While banks have primarily used them, scores have quickly become something that insurance firms, landlord, and even some employers now look at when making a decision. Your credit score is essentially being used to decide how responsible and reliable you are as a person. A bit of a stretch? Sure, but it is what it is.
So, if everyone’s using it, then credit scores are more important than ever. Unfortunately, like most things with credit, there isn’t a single standard here. The most popular scoring system is known as FICO. This one ranges from 300-8500.
With this scale, higher is better. If you have over 740, your score is considered “excellent” and you’ll be rolling in the low rates. If you’re below 650, the opposite is true. The crazy part is that even something as small as ten points can make a big difference. Someone with a score of 659 may get a 5.8% interest rate on a loan, while someone with 680 as their score could get 4.7%.

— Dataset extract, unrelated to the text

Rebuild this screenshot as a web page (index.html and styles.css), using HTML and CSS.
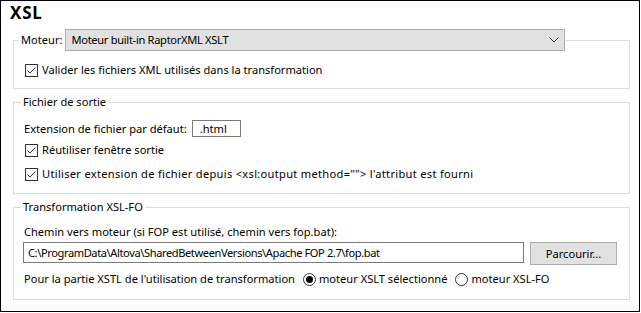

It may not seem like much, but this adds up to hundreds of dollars per year that you could be saving in interest alone. The creators of the FICO score, Fair Isaac, don’t tell people how the score is calculated, but they have offered some breakdowns on how it’s built:
- 35% payment history
- 30% amount owed
- 15% length of history
- 10% new credit
- 10% types of credit used
As you can see, your payment history is the most important factor in determining your score. This is a look at how often you’ve paid your bills on time. Moving on to the second factor, the amount owed is the ratio of how much credit you’re using to what you have available. This is called your “utilization ratio.”
It’s generally believed that borrowers who are close to their limit are more likely to miss payments, so that’s why general advice is to keep your balances low. Moving on, the third factor is decided based on the average age of your accounts on the report. Opening a lot of accounts can hurt your score by dragging this average down.
The last factor looks at the types of credit you have. This can be cards, loans, or mortgages. Having a variety of items on your report can show that you’re good at managing multiple types of credit, which lenders like to see.